_Input_

====================

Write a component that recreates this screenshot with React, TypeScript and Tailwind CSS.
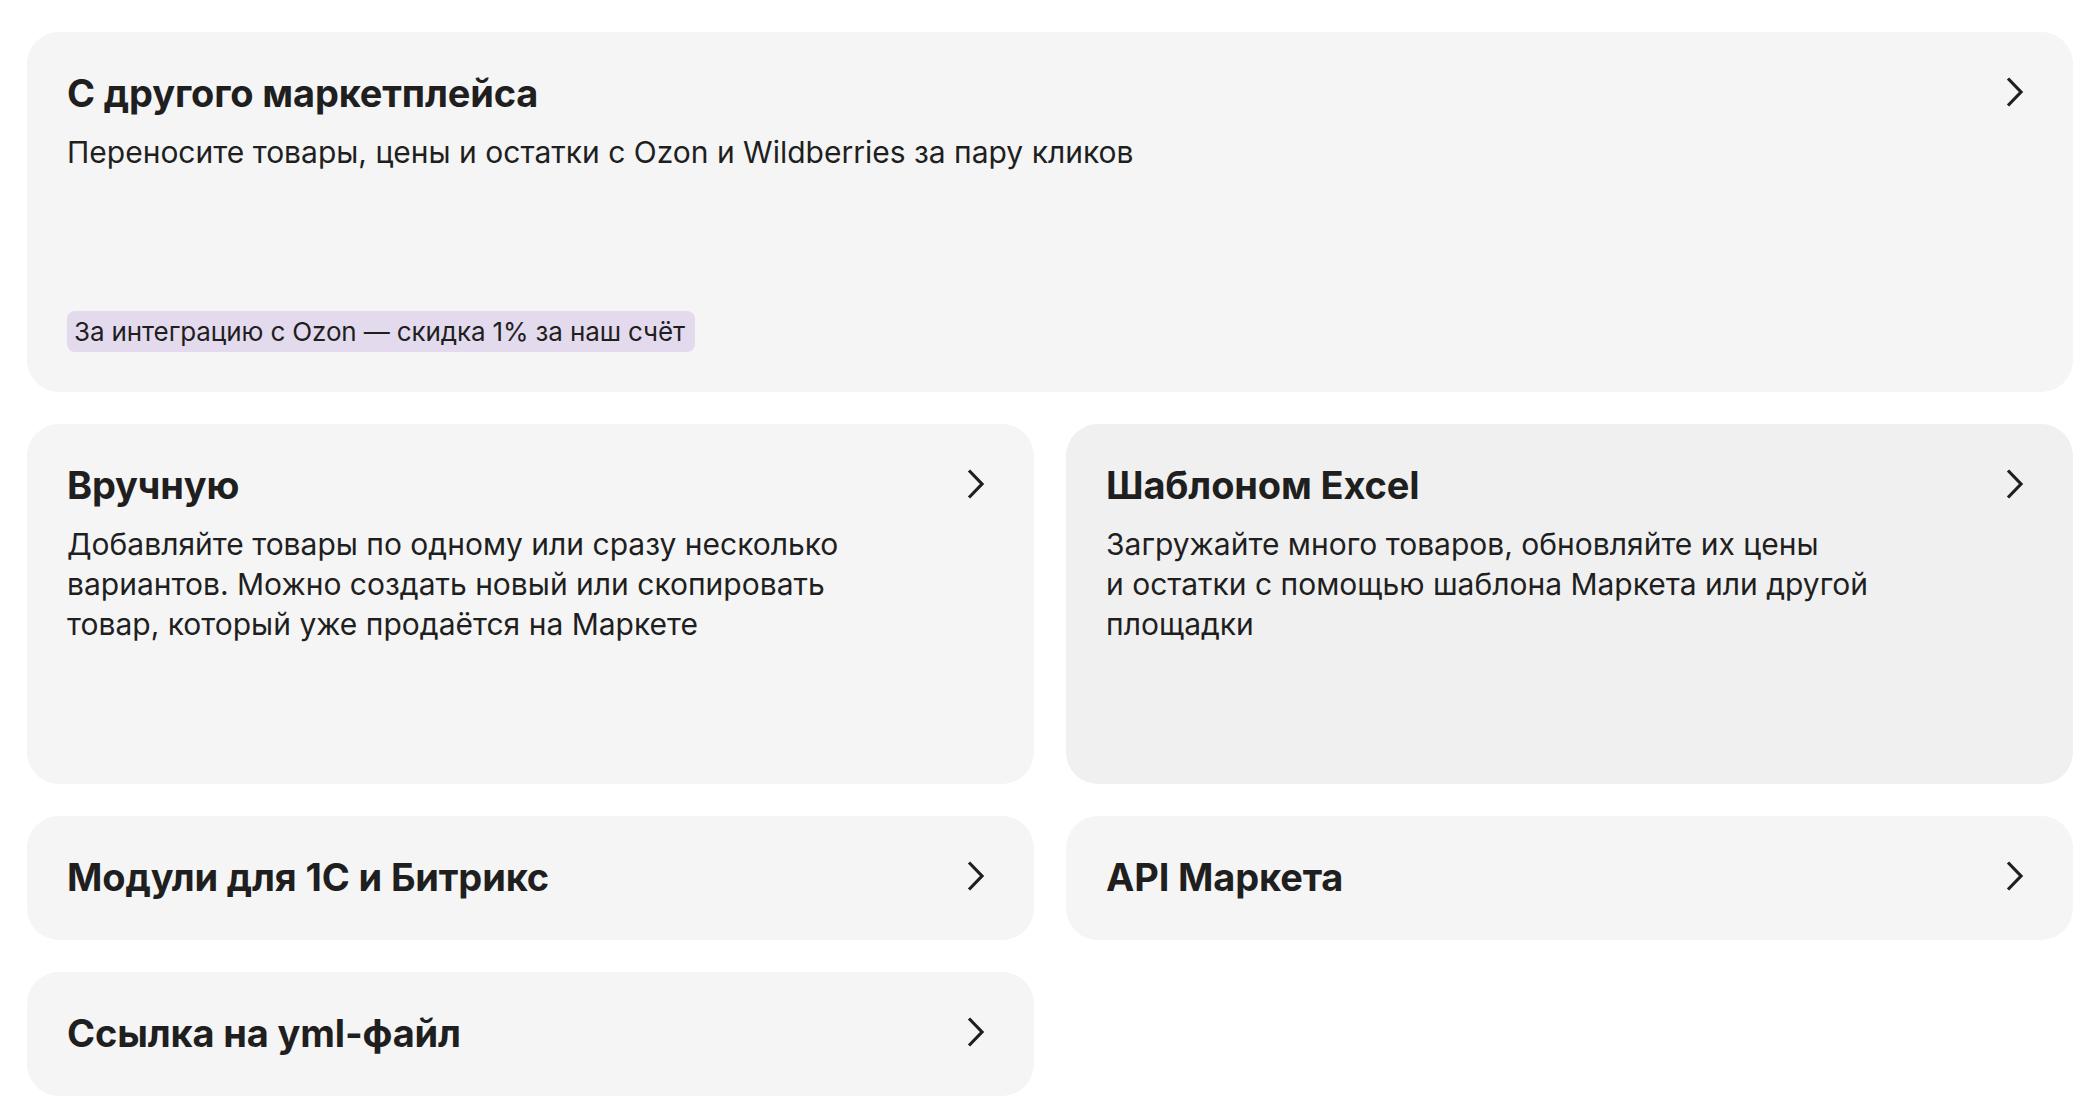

====================

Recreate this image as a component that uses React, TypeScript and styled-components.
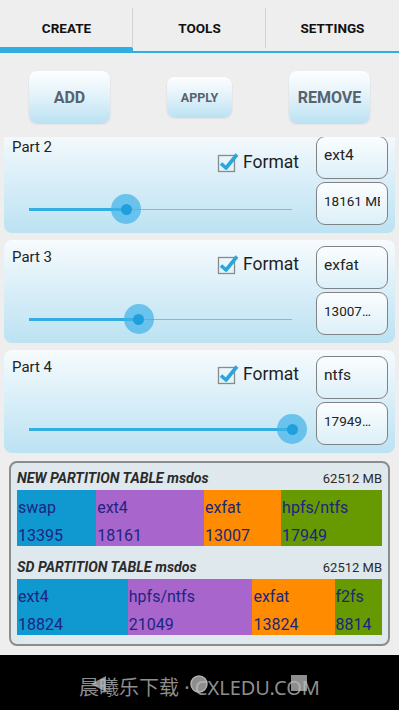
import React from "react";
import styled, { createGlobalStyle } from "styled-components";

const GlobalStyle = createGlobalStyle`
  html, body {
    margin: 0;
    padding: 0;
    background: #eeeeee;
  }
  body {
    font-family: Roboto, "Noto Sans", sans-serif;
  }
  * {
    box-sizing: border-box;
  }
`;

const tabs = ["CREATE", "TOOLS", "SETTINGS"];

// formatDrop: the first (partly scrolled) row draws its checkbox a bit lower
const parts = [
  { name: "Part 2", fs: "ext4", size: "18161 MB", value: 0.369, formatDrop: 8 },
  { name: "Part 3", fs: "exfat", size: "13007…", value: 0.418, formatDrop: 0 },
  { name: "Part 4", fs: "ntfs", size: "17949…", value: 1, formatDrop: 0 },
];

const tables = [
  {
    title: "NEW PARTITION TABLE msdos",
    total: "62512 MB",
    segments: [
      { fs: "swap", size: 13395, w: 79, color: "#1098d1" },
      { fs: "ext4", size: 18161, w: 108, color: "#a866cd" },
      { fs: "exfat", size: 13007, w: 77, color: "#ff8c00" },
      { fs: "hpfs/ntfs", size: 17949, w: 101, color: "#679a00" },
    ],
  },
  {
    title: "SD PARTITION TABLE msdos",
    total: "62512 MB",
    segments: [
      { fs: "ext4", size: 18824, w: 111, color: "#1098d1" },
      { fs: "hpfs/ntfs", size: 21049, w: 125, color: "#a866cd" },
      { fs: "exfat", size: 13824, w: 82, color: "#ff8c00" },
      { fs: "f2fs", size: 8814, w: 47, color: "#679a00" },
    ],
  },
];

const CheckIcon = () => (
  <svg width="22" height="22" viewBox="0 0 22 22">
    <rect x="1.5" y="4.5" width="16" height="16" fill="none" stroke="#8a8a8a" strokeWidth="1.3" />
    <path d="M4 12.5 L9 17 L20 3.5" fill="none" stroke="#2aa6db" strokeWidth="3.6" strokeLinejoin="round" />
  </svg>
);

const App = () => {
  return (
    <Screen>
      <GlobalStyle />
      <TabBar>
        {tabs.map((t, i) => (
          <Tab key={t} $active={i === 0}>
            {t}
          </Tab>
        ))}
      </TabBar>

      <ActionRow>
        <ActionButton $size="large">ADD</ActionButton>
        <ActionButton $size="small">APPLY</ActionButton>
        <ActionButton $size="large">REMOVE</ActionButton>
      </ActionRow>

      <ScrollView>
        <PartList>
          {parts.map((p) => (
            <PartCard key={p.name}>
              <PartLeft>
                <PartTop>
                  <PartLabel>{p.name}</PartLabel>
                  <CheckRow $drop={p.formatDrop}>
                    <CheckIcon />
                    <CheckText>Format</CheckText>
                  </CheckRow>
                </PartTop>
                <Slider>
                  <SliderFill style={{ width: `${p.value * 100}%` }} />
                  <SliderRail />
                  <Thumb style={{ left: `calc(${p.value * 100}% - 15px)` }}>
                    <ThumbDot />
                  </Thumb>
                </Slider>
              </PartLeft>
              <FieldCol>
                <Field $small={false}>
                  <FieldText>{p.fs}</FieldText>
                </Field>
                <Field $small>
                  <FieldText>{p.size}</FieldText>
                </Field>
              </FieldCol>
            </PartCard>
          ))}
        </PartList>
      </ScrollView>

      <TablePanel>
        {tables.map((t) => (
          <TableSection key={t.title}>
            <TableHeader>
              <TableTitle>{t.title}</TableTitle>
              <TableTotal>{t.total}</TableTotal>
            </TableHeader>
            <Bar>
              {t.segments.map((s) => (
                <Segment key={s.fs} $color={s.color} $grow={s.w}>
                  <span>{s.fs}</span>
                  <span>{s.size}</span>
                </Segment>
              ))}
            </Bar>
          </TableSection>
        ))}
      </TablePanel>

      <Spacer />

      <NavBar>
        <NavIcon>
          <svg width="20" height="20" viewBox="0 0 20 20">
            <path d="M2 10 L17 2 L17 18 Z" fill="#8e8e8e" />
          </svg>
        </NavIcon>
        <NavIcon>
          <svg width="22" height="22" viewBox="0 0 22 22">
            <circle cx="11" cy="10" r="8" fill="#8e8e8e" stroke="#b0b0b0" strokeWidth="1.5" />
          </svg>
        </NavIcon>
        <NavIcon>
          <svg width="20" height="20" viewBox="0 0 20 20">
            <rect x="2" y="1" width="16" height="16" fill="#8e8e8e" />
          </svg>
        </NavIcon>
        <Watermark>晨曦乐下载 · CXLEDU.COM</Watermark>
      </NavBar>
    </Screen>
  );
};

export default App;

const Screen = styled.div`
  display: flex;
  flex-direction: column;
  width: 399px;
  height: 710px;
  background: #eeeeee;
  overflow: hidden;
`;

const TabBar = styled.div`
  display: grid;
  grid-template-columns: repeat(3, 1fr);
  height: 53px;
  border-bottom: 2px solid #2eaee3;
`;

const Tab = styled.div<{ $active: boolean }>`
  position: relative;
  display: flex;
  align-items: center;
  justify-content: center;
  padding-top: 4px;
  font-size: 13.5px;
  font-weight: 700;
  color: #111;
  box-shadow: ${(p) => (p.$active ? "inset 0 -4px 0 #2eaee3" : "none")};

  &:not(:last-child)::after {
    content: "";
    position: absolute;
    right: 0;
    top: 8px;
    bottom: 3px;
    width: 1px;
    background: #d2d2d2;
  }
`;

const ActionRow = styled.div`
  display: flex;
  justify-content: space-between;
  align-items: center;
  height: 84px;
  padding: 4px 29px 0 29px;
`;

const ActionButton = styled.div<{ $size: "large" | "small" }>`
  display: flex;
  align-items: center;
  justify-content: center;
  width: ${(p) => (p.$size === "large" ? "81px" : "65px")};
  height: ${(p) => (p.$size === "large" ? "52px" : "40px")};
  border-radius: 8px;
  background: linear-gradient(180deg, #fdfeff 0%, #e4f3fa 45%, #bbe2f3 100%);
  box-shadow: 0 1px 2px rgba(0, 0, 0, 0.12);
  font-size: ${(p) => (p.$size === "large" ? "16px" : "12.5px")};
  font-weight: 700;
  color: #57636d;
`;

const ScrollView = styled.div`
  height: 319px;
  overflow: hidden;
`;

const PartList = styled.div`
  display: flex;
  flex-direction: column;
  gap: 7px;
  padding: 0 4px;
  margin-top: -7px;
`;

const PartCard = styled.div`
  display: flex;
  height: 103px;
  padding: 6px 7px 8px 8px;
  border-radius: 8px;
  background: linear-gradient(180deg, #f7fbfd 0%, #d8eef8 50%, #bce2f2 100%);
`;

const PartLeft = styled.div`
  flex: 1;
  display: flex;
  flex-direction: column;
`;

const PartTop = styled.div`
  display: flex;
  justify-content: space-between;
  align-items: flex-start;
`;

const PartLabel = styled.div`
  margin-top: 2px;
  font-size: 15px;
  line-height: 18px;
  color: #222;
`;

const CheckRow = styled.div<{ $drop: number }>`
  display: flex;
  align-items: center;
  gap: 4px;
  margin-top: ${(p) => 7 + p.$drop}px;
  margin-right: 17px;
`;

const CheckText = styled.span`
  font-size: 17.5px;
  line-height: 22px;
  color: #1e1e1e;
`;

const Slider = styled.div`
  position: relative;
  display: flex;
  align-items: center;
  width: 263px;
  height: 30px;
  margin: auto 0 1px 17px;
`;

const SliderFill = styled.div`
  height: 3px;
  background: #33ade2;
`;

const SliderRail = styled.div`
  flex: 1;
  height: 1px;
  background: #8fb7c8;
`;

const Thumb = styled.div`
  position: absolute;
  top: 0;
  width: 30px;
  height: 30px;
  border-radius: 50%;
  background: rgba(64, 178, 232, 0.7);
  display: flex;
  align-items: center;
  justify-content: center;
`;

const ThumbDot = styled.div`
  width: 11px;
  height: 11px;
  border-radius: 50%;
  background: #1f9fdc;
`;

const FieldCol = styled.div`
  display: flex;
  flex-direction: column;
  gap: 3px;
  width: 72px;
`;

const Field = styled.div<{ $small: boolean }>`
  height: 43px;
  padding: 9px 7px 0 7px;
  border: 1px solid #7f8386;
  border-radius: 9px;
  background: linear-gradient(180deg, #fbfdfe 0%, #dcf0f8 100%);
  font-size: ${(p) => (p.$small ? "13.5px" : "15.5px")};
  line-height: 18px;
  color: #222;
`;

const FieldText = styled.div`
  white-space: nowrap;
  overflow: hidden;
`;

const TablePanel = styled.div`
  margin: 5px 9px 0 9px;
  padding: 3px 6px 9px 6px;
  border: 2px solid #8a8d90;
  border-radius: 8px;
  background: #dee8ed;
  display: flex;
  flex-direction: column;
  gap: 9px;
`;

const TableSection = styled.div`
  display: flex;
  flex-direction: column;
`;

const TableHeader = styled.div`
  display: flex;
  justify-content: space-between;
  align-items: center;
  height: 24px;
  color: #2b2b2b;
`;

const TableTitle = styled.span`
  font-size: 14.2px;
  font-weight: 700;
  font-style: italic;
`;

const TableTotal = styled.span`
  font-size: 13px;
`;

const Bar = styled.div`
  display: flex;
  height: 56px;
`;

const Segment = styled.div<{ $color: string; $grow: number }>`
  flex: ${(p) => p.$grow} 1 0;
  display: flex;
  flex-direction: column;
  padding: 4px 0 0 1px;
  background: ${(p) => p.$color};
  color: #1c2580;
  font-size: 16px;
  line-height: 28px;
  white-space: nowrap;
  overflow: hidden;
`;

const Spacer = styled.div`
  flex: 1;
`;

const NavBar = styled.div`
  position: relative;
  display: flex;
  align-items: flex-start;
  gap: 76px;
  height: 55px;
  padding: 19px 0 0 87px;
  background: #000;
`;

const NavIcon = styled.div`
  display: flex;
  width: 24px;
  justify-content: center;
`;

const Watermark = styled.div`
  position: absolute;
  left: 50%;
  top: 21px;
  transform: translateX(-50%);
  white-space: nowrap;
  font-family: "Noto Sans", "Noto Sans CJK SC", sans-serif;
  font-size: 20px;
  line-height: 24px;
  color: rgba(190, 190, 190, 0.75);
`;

====================

_Prompt_
Scan the lines above for "React", then copy every one that has it.

_Exercise response_
Write a component that recreates this screenshot with React, TypeScript and Tailwind CSS.
Recreate this image as a component that uses React, TypeScript and styled-components.
import React from "react";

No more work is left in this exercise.